The City Council candidates have taken off the gloves in dealing with their opponents and critics this week.
Monday, at-large candidate Danny Thompson took a jab at sitting council member Robbie Perkins over the Urban Loop controversies at the League of Women Voters Forum.
The neighborhoods in the area of the loop didn’t know it would be so noisy. Thompson said he would be embarrassed to have been a councilman for 14 years and failed to communicate the issue to the residents.
Thompson is hoping to build on his fourth-place showing in the primary to capture one of the three at-large council seats in November.
Over in District 2, meanwhile, Nettie Coad addressed the question of whether, at 73, she is too old to be a City Council member.
“I heard some Jim Kee supporters say during the primary that I am ‘too old,’” she wrote on her blog, http://voteforcoad.wordpress.com. “My response – walk a week … no, wait, a day in my shoes. And even then, exclude any election-related activities.
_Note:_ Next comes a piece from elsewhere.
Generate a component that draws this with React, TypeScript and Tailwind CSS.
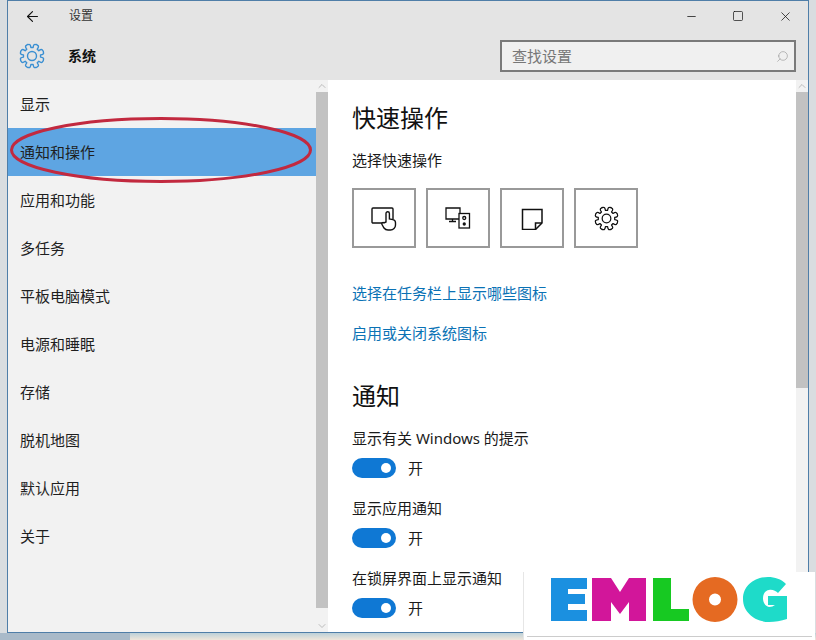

I guarantee that you will sleep well when your head finally hits the pillow.”
And District 1 candidate T. Dianne Bellamy-Small expressed her exasperation over Bench-gate 2009. (In case you haven’t been paying attention, the city removed a donated decorative bench off the new downtown greenway after some neighbors complained about prostitutes and drug users hanging out there.)
Former District 1 candidate Ben Holder and others pushed for the bench to be removed.
During the News& Record’s editorial board interviews, she said police have spent 250 hours patrolling the area and haven’t nabbed a single criminal.
“This was a bad decision,” Bellamy-Small said. “It was based on bully politics.”